Information shown:
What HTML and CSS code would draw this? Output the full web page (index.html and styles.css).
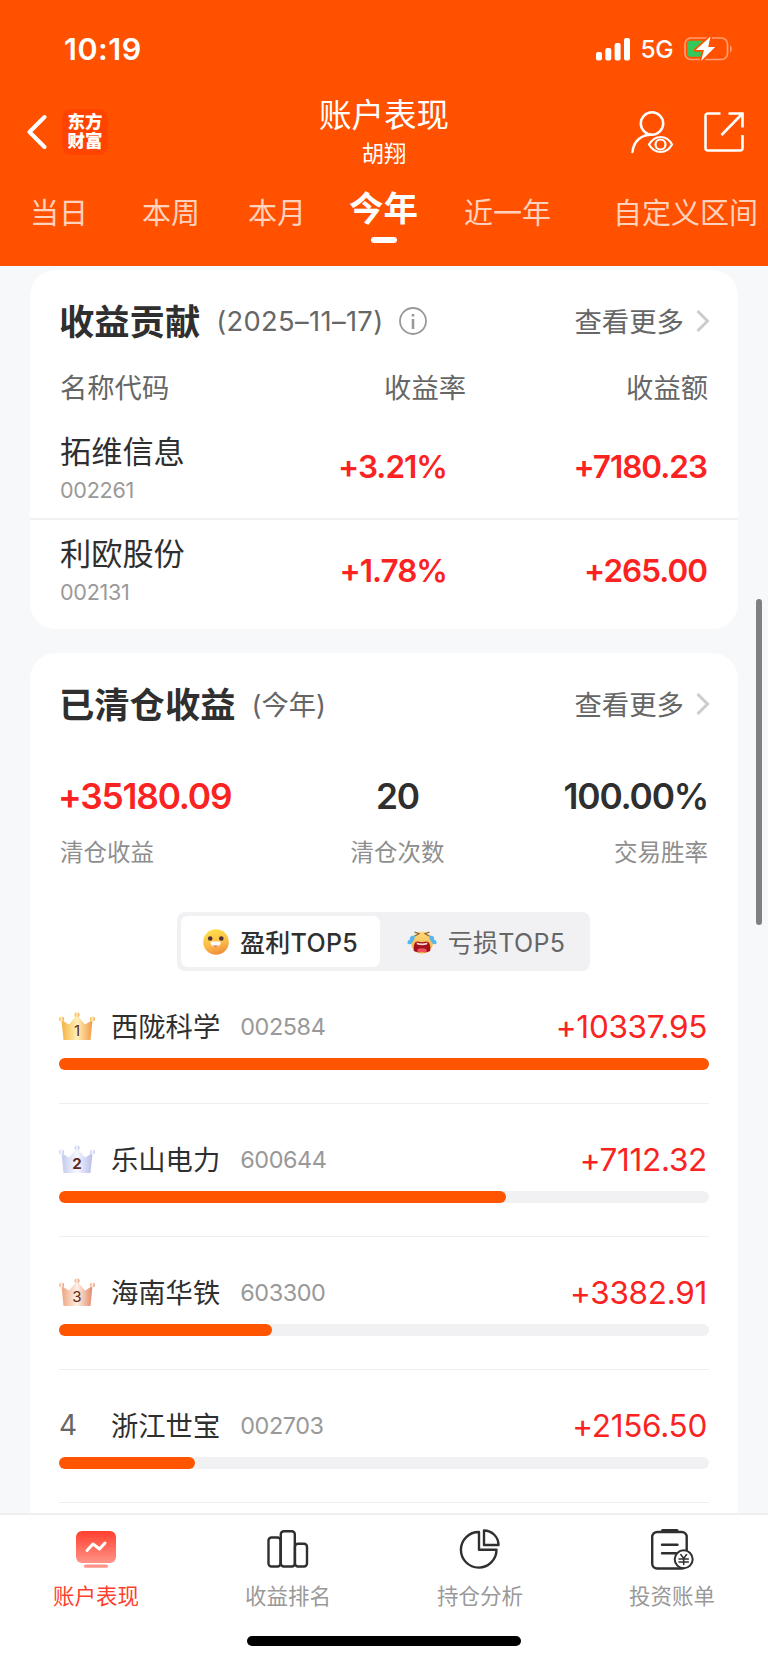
FILE: index.html
```html
<!DOCTYPE html>
<html lang="zh-CN">
<head>
    <meta charset="UTF-8">
    <meta name="viewport" content="width=device-width, initial-scale=1.0">
    <title>账户表现</title>
    <link rel="stylesheet" href="styles.css">
</head>
<body>

<div class="header">
    <div class="status-bar">
        <span class="time">10:19</span>
        <div class="status-right">
            <svg class="signal" width="34" height="23" viewBox="0 0 34 23" fill="#fff">
                <rect x="0" y="14" width="6" height="8.5" rx="2"/>
                <rect x="9.3" y="10" width="6" height="12.5" rx="2"/>
                <rect x="18.6" y="5" width="6" height="17.5" rx="2"/>
                <rect x="28" y="0" width="6" height="22.5" rx="2"/>
            </svg>
            <span class="network">5G</span>
            <svg class="battery" width="50" height="26" viewBox="0 0 50 26">
                <rect x="1" y="2" width="42.5" height="21.5" rx="6" fill="none" stroke="#fff" stroke-opacity=".45" stroke-width="1.7"/>
                <path d="M46 9.5c2.4 .8 2.4 6 0 7z" fill="#fff" fill-opacity=".45"/>
                <rect x="3.2" y="4.8" width="17" height="16" rx="3" fill="#34c759"/>
                <path d="M26.5 .5L11.7 14h8.2l-2.8 11L31.2 11h-7z" fill="#fff" stroke="#ff5100" stroke-width="3.4" stroke-linejoin="round" paint-order="stroke"/>
            </svg>
        </div>
    </div>

    <div class="title-bar">
        <div class="title-left">
            <svg width="20" height="36" viewBox="0 0 20 36" fill="none" stroke="#fff" stroke-width="4" stroke-linecap="round" stroke-linejoin="round">
                <path d="M17.5 3L2.5 18l15 15"/>
            </svg>
            <div class="logo">东方<br>财富</div>
        </div>
        <div class="title-center">
            <h1>账户表现</h1>
            <p>胡翔</p>
        </div>
        <div class="title-right">
            <svg width="44" height="44" viewBox="0 0 44 44" fill="none" stroke="#fff" stroke-width="2.5" stroke-linecap="round">
                <circle cx="22" cy="13.5" r="11.2"/>
                <path d="M2.5 42C3.5 31 11.5 24.7 21 24.7"/>
                <path d="M19 34.5C25 24.5 36.5 24.5 42 34.5C36.5 44.5 25 44.5 19 34.5z" stroke-width="2.2"/>
                <circle cx="30.5" cy="34.5" r="5" stroke-width="2.2"/>
            </svg>
            <svg width="40" height="40" viewBox="0 0 40 40" fill="none" stroke="#fff" stroke-width="2.6">
                <path d="M16.5 1.5H4Q1.5 1.5 1.5 4V36Q1.5 38.5 4 38.5H36Q38.5 38.5 38.5 36V23"/>
                <path d="M24.5 1.5H38.5V15.5M38 2L17.5 23"/>
            </svg>
        </div>
    </div>

    <div class="tabs">
        <span class="tab">当日</span>
        <span class="tab tab-week">本周</span>
        <span class="tab tab-month">本月</span>
        <span class="tab active">今年</span>
        <span class="tab tab-last-year">近一年</span>
        <span class="tab tab-custom">自定义区间</span>
    </div>
</div>

<div class="content">
    <div class="card contribution">
        <div class="card-head">
            <h2>收益贡献</h2>
            <span class="date">(2025–11–17)</span>
            <svg class="info" width="28" height="28" viewBox="0 0 28 28" fill="none" stroke="#999">
                <circle cx="14" cy="14" r="13" stroke-width="1.8"/>
                <path d="M14 12v10" stroke-width="2.6"/>
                <path d="M14 7v2.5" stroke-width="2.6"/>
            </svg>
            <span class="more">查看更多</span>
            <svg class="chevron" width="14" height="22" viewBox="0 0 14 22" fill="none" stroke="#ccc" stroke-width="3">
                <path d="M1.5 1L11.5 11l-10 10"/>
            </svg>
        </div>
        <div class="table-head">
            <span>名称代码</span>
            <span>收益率</span>
            <span>收益额</span>
        </div>
        <div class="stock">
            <div>
                <p class="stock-name">拓维信息</p>
                <p class="stock-code">002261</p>
            </div>
            <span class="stock-value">+3.21%</span>
            <span class="stock-value">+7180.23</span>
        </div>
        <div class="stock">
            <div>
                <p class="stock-name">利欧股份</p>
                <p class="stock-code">002131</p>
            </div>
            <span class="stock-value">+1.78%</span>
            <span class="stock-value">+265.00</span>
        </div>
    </div>

    <div class="card cleared">
        <div class="card-head">
            <h2>已清仓收益</h2>
            <span class="date">(今年)</span>
            <span class="more">查看更多</span>
            <svg class="chevron" width="14" height="22" viewBox="0 0 14 22" fill="none" stroke="#ccc" stroke-width="3">
                <path d="M1.5 1L11.5 11l-10 10"/>
            </svg>
        </div>
        <div class="stats">
            <div class="stat">
                <p class="stat-value red">+35180.09</p>
                <p class="stat-label">清仓收益</p>
            </div>
            <div class="stat center">
                <p class="stat-value">20</p>
                <p class="stat-label">清仓次数</p>
            </div>
            <div class="stat right">
                <p class="stat-value">100.00%</p>
                <p class="stat-label">交易胜率</p>
            </div>
        </div>

        <div class="switch">
            <div class="switch-item on">
                <svg width="26" height="26" viewBox="0 0 26 26">
                    <defs>
                        <linearGradient id="smile" x1=".35" y1="0" x2=".65" y2="1">
                            <stop offset="0" stop-color="#ffe04a"/>
                            <stop offset=".55" stop-color="#fcbc48"/>
                            <stop offset="1" stop-color="#f08a3c"/>
                        </linearGradient>
                    </defs>
                    <circle cx="13" cy="13" r="12.8" fill="url(#smile)"/>
                    <circle cx="7.2" cy="9.5" r="2.3" fill="#4a3038"/>
                    <circle cx="18.3" cy="9.5" r="2.3" fill="#4a3038"/>
                    <path d="M7.4 12.4H17.8Q17.6 18 12.6 18T7.4 12.4z" fill="#fff"/>
                    <path d="M9.2 16.5H16Q12.6 19.4 9.2 16.5z" fill="#f0604c"/>
                </svg>
                <span>盈利TOP5</span>
            </div>
            <div class="switch-item off">
                <svg width="30" height="26" viewBox="0 0 30 26">
                    <defs>
                        <linearGradient id="cry" x1="0" y1="0" x2="0" y2="1">
                            <stop offset="0" stop-color="#ffdd7b"/>
                            <stop offset="1" stop-color="#f3a83c"/>
                        </linearGradient>
                    </defs>
                    <circle cx="15" cy="13.5" r="11" fill="url(#cry)"/>
                    <path d="M7.5 3l4.5 1.7-4 2.3M22.5 3l-4.5 1.7 4 2.3" fill="none" stroke="#8a6250" stroke-width="1.3"/>
                    <path d="M6.8 22Q6 12 11 12.5Q15 14 19 12.5Q24 12 23.2 22Q19 24 15 22.8Q11 24 6.8 22z" fill="#a3121c"/>
                    <path d="M9.5 13.5Q15 15.5 20.5 13.5L20 15.5Q15 17 10 15.5z" fill="#f7d9d2"/>
                    <path d="M10 22.5Q10.500 18.6 15 19.4Q19.500 18.6 20 22.5Q15 23.5 10 22.5z" fill="#f0525a"/>
                    <path d="M8 6.5Q1.5 6.5 3.2 10.5Q-.5 11.5 .8 15Q4 16 5.3 13.5Q8 10.5 8 6.5zM22 6.5Q28.500 6.5 26.8 10.5Q30.500 11.5 29.2 15Q26 16 24.7 13.5Q22 10.5 22 6.500z" fill="#55b5f2"/>
                </svg>
                <span>亏损TOP5</span>
            </div>
        </div>

        <!-- shared crown shape, coloured per rank -->
        <svg class="defs" width="0" height="0">
            <defs>
                <linearGradient id="gold"><stop offset="0" stop-color="#f5b13e"/><stop offset=".5" stop-color="#fff0b8"/><stop offset="1" stop-color="#f39a45"/></linearGradient>
                <linearGradient id="silver"><stop offset="0" stop-color="#c3c9ec"/><stop offset=".5" stop-color="#f6f8ff"/><stop offset="1" stop-color="#b9bde9"/></linearGradient>
                <linearGradient id="bronze"><stop offset="0" stop-color="#eba480"/><stop offset=".5" stop-color="#fff0e4"/><stop offset="1" stop-color="#e28a68"/></linearGradient>
                <g id="crown">
                    <path d="M2.5 8L10 12.5L18 3L26 12.5L33.5 8L31.5 28H4.5z"/>
                    <circle cx="18" cy="2.7" r="2.5"/>
                    <circle cx="2.6" cy="7" r="2.5"/>
                    <circle cx="33.4" cy="7" r="2.5"/>
                </g>
            </defs>
        </svg>

        <div class="rank">
            <div class="rank-row">
                <div class="rank-no">
                    <svg width="36" height="29" viewBox="0 0 36 29"><use href="#crown" fill="url(#gold)"/><text x="18" y="23.5">1</text></svg>
                </div>
                <span class="rank-name">西陇科学</span>
                <span class="rank-code">002584</span>
                <span class="rank-value">+10337.95</span>
            </div>
            <div class="bar"><div class="fill" style="width: 100%"></div></div>
        </div>
        <div class="rank">
            <div class="rank-row">
                <div class="rank-no">
                    <svg width="36" height="29" viewBox="0 0 36 29"><use href="#crown" fill="url(#silver)"/><text x="18" y="23.5" class="heavy">2</text></svg>
                </div>
                <span class="rank-name">乐山电力</span>
                <span class="rank-code">600644</span>
                <span class="rank-value">+7112.32</span>
            </div>
            <div class="bar"><div class="fill" style="width: 68.8%"></div></div>
        </div>
        <div class="rank">
            <div class="rank-row">
                <div class="rank-no">
                    <svg width="36" height="29" viewBox="0 0 36 29"><use href="#crown" fill="url(#bronze)"/><text x="18" y="23.5">3</text></svg>
                </div>
                <span class="rank-name">海南华铁</span>
                <span class="rank-code">603300</span>
                <span class="rank-value">+3382.91</span>
            </div>
            <div class="bar"><div class="fill" style="width: 32.7%"></div></div>
        </div>
        <div class="rank">
            <div class="rank-row">
                <div class="rank-no">4</div>
                <span class="rank-name">浙江世宝</span>
                <span class="rank-code">002703</span>
                <span class="rank-value">+2156.50</span>
            </div>
            <div class="bar"><div class="fill" style="width: 20.9%"></div></div>
        </div>
    </div>
</div>

<div class="scrollbar"></div>

<div class="footer">
    <div class="nav">
        <div class="nav-item current">
            <svg width="44" height="44" viewBox="0 0 44 44">
                <defs>
                    <linearGradient id="nav" x1="0" y1="0" x2="0" y2="1">
                        <stop offset="0" stop-color="#ff3f2e"/>
                        <stop offset="1" stop-color="#ff9488"/>
                    </linearGradient>
                </defs>
                <rect x="2" y="3" width="40" height="32" rx="6" fill="url(#nav)"/>
                <rect x="10" y="36.5" width="24" height="3.2" rx="1.5" fill="#ff9488"/>
                <path d="M13 22.5l6-6.5 6.5 5 5.5-6" fill="none" stroke="#fff" stroke-width="3" stroke-linecap="round" stroke-linejoin="round"/>
            </svg>
            <span>账户表现</span>
        </div>
        <div class="nav-item">
            <svg width="44" height="44" viewBox="0 0 44 44" fill="none" stroke="#2f2f2f" stroke-width="2.4">
                <rect x="2.5" y="9.5" width="12" height="29" rx="3"/>
                <rect x="14.8" y="3.2" width="14" height="35.3" rx="3"/>
                <rect x="29" y="15.7" width="12" height="22.8" rx="3"/>
            </svg>
            <span>收益排名</span>
        </div>
        <div class="nav-item">
            <svg width="44" height="44" viewBox="0 0 44 44" fill="none" stroke="#2f2f2f" stroke-width="2.4" stroke-linejoin="round">
                <path d="M21 4A17.8 17.8 0 1 0 38.5 21.8H21z"/>
                <path d="M26 2.5A14.5 14.5 0 0 1 40.5 17H26z"/>
            </svg>
            <span>持仓分析</span>
        </div>
        <div class="nav-item">
            <svg width="44" height="44" viewBox="0 0 44 44" fill="none" stroke="#2f2f2f" stroke-width="2.4" stroke-linecap="round">
                <path d="M12.5 2.6h14.5" stroke-width="3"/>
                <rect x="2.2" y="4" width="34.5" height="36.5" rx="5"/>
                <path d="M12 16.8h15.5M12 25.2h14"/>
                <circle cx="33.7" cy="31.3" r="9" fill="#fff" stroke-width="2"/>
                <path d="M30.8 26.5l2.9 4 2.9-4M33.7 30.5v6M29 31h9.4M29 34h9.4" stroke-width="1.5"/>
            </svg>
            <span>投资账单</span>
        </div>
    </div>
    <div class="home-indicator"></div>
</div>

</body>
</html>
```

FILE: styles.css
```css
* {
    box-sizing: border-box;
}
body {
    margin: 0;
    width: 768px;
    height: 1663px;
    overflow: hidden;
    display: flex;
    flex-direction: column;
    position: relative;
    background-color: #f7f8fa;
    color: #2f2f2f;
    font-family: Inter, "Noto Sans CJK SC", sans-serif;
}
h1, h2, p {
    margin: 0;
    font-weight: normal;
}
svg {
    display: block;
    flex-shrink: 0;
}

/* header */
.header {
    height: 266px;
    flex-shrink: 0;
    background-color: #ff5100;
    color: #fff;
}
.status-bar {
    height: 92px;
    display: flex;
    justify-content: space-between;
    align-items: center;
    padding: 6px 34px 0 64px;
}
.time {
    padding-bottom: 2px;
    font-size: 30.5px;
    font-weight: 600;
    letter-spacing: 0.5px;
}
.status-right {
    display: flex;
    align-items: center;
}
.network {
    margin: 0 11px 0 11px;
    font-size: 24.5px;
    font-weight: 500;
    letter-spacing: -0.5px;
}
.title-bar {
    height: 78px;
    display: grid;
    grid-template-columns: 1fr auto 1fr;
    align-items: center;
    padding: 0 24px;
}
.title-left {
    display: flex;
    align-items: center;
    gap: 15px;
    padding-left: 3px;
}
.logo {
    width: 46px;
    height: 46px;
    padding-top: 3px;
    border-radius: 9px;
    background-color: #ff4400;
    font-size: 17.5px;
    font-weight: 900;
    line-height: 19px;
    text-align: center;
}
.title-center {
    padding-top: 4px;
    text-align: center;
}
.title-center h1 {
    font-size: 32.5px;
    line-height: 40px;
}
.title-center p {
    font-size: 22.3px;
    line-height: 36px;
}
.title-right {
    display: flex;
    justify-content: flex-end;
    align-items: center;
    gap: 30px;
}
.tabs {
    height: 96px;
    display: flex;
    align-items: flex-start;
    padding: 22px 0 0 30px;
    white-space: nowrap;
}
.tab {
    font-size: 29px;
    line-height: 43px;
    color: #ffd2be;
}
.tab-week {
    margin-left: 54px;
}
.tab-month {
    margin-left: 48px;
}
.tab-last-year {
    margin-left: 46px;
}
.tab-custom {
    margin-left: 62px;
}
.tab.active {
    display: flex;
    flex-direction: column;
    align-items: center;
    margin-left: 43px;
    font-size: 34.5px;
    font-weight: 700;
    line-height: 34px;
    color: #fff;
}
.tab.active::after {
    content: "";
    width: 26px;
    height: 6px;
    margin-top: 11px;
    border-radius: 3px;
    background-color: #fff;
}

/* cards */
.content {
    flex: 1;
    min-height: 0;
    overflow: hidden;
    padding: 4px 30px 0;
}
.card {
    border-radius: 26px;
    background-color: #fff;
}
.contribution {
    height: 359px;
    margin-bottom: 24px;
}
.cleared {
    height: 900px;
}
.card-head {
    height: 102px;
    display: flex;
    align-items: center;
    padding: 0 28px 0 29px;
}
.card-head h2 {
    padding-bottom: 4px;
    font-size: 35.3px;
    font-weight: 700;
}
.date {
    margin-left: 16px;
    font-size: 27.3px;
    letter-spacing: 0.35px;
    color: #666;
}
.cleared .date {
    padding-bottom: 3px;
    letter-spacing: 0;
}
.info {
    margin-left: 16px;
}
.more {
    margin-left: auto;
    padding-bottom: 2px;
    font-size: 27.4px;
    color: #666;
}
.chevron {
    margin-left: 12px;
}
.table-head {
    height: 44px;
    margin: -5px 0 3px;
    display: grid;
    grid-template-columns: 190px 216px 1fr;
    padding: 0 30px;
    font-size: 27.3px;
    line-height: 44px;
    color: #666;
}
.table-head span + span {
    text-align: right;
}
.stock {
    height: 104px;
    display: grid;
    grid-template-columns: 190px 197px 1fr;
    align-items: center;
    padding: 0 31px 0 30px;
}
.table-head + .stock > div {
    padding-top: 3px;
}
.stock + .stock {
    padding-bottom: 2px;
    border-top: 2px solid #f1f1f3;
}
.stock-name {
    font-size: 31.2px;
    line-height: 44px;
}
.stock-code {
    font-size: 21.6px;
    line-height: 32px;
    letter-spacing: -0.3px;
    color: #999;
}
.stock-value {
    font-size: 31.5px;
    font-weight: 600;
    letter-spacing: -1px;
    text-align: right;
    color: #fa2322;
}
.stats {
    display: flex;
    justify-content: space-between;
    padding: 16px 30px 0;
}
.center {
    text-align: center;
}
.right {
    text-align: right;
}
.stat-value {
    font-size: 35.3px;
    font-weight: 600;
    letter-spacing: -1.2px;
    line-height: 52px;
}
.stat-label {
    margin-top: 13px;
    font-size: 23.5px;
    line-height: 34px;
    color: #8e8e8e;
}
.red {
    margin-left: -2px;
    color: #fa2322;
}
.switch {
    width: 413px;
    height: 59px;
    display: flex;
    margin: 42px auto 0 147px;
    padding: 4px;
    border-radius: 8px;
    background-color: #f1f1f4;
}
.switch-item {
    flex: 1;
    display: flex;
    align-items: center;
    justify-content: center;
    gap: 11px;
    border-radius: 7px;
    font-size: 25px;
    letter-spacing: 0.3px;
    color: #666;
}
.switch-item span {
    padding-bottom: 2px;
}
.switch-item.on {
    flex: 0 0 199px;
    background-color: #fff;
    font-weight: 500;
    color: #2f2f2f;
}
.switch-item.off {
    padding-left: 6px;
}
.defs {
    position: absolute;
}

/* ranking */
.rank {
    height: 133px;
    margin: 0 29px;
    padding-top: 33px;
    border-bottom: 1px solid #eeeef0;
}
.rank-row {
    height: 44px;
    display: flex;
    align-items: center;
}
.rank-no {
    width: 52px;
    font-size: 28px;
    color: #666;
}
.rank-no text {
    font-size: 15px;
    text-anchor: middle;
    fill: #5e2a1c;
}
.rank-no .heavy {
    font-weight: 700;
}
.rank-name {
    padding-bottom: 2px;
    font-size: 27.3px;
}
.rank-code {
    margin-left: 20px;
    font-size: 23.4px;
    letter-spacing: -0.4px;
    color: #999;
}
.rank-value {
    margin-left: auto;
    padding-right: 2px;
    font-size: 31.5px;
    letter-spacing: -0.3px;
    color: #fa2322;
}
.bar {
    height: 12px;
    margin-top: 10px;
    border-radius: 6px;
    background-color: #f1f1f4;
}
.fill {
    height: 12px;
    border-radius: 6px;
    background-color: #ff5500;
}

.scrollbar {
    position: absolute;
    top: 599px;
    right: 6px;
    width: 6px;
    height: 326px;
    border-radius: 3px;
    background-color: #7f8082;
}

/* bottom navigation */
.footer {
    height: 150px;
    flex-shrink: 0;
    display: flex;
    flex-direction: column;
    align-items: center;
    border-top: 2px solid #eeeff1;
    background-color: #fff;
}
.nav {
    width: 100%;
    display: flex;
    padding-top: 13px;
}
.nav-item {
    flex: 1;
    display: flex;
    flex-direction: column;
    align-items: center;
    gap: 8px;
    font-size: 21.5px;
    line-height: 32px;
    color: #999;
}
.nav-item.current {
    color: #ff3f2e;
}
.home-indicator {
    width: 274px;
    height: 10px;
    margin-top: 24px;
    border-radius: 5px;
    background-color: #000;
}
```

Short problem: Look through the listing and extract every line with "styles" in it.

Response to the task:
What HTML and CSS code would draw this? Output the full web page (index.html and styles.css).
    <link rel="stylesheet" href="styles.css">
FILE: styles.css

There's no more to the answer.